God is so good that He protects us in the face of attack. Romans 8:33 “Who can bring a charge against God’s elect? God is the one who justifies.” God is perfect in judgment and he declares us guilt-free! Who could go to God and say, “Even though you have declared someone righteous, I find fault with them and therefore you must find fault?” It cannot be done. We cannot be charged guilty by anyone after God passes a not-guilty verdict.
Romans 8:34 goes on to state, “Who can condemn?” Jesus was the one who was condemned for us. In fact, Jesus is sitting at God’s right hand interceding for us! What better position can we be in? We cannot be accused or condemned by anyone after the Great Judge pronounces us free!
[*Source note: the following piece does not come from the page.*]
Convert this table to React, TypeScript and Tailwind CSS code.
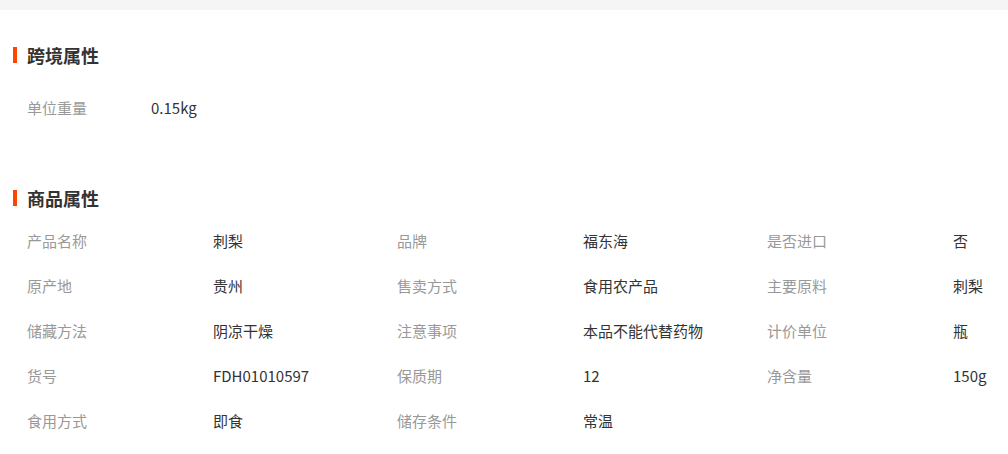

The strangest part of this is, if we cannot be accused or condemned, why do we do it to others? We rejoice in God’s wide-open arms toward us, shouldn’t we do the same for those God forgives and welcomes? Think about that. What if the church forgave and welcomed into their heart everyone that God forgave and welcomed? That church would be transformational.
One of our favorite verses is Romans 8:28, “And we know that God causes all things to work together for good to those who love God, to those who are called according to His purpose.” NASB. (emphasis mine)
Paul must be speaking in faith in this verse where he says, “we know”. Because we do not “know”. At least we sure do not act like we “know” it. If we knew God is using all things in our lives for good, there would not be anything in our lives “bad”. Yet we complain about a multitude of things in our lives that are worrisome, frustrating, aggravating. We complain about people’s attitudes and actions. We whine about our lack of finances. We worry about the future of our jobs, family, society, etc.
Wouldn’t it be wonderful if we “knew” that God was working everything that happens in our lives for our good? We could wake everyday with joy and great anticipation the good things we will learn and grow into. In fact, if everything is working for my good, it would be impossible for me to fail. That is a reason to be joyful today!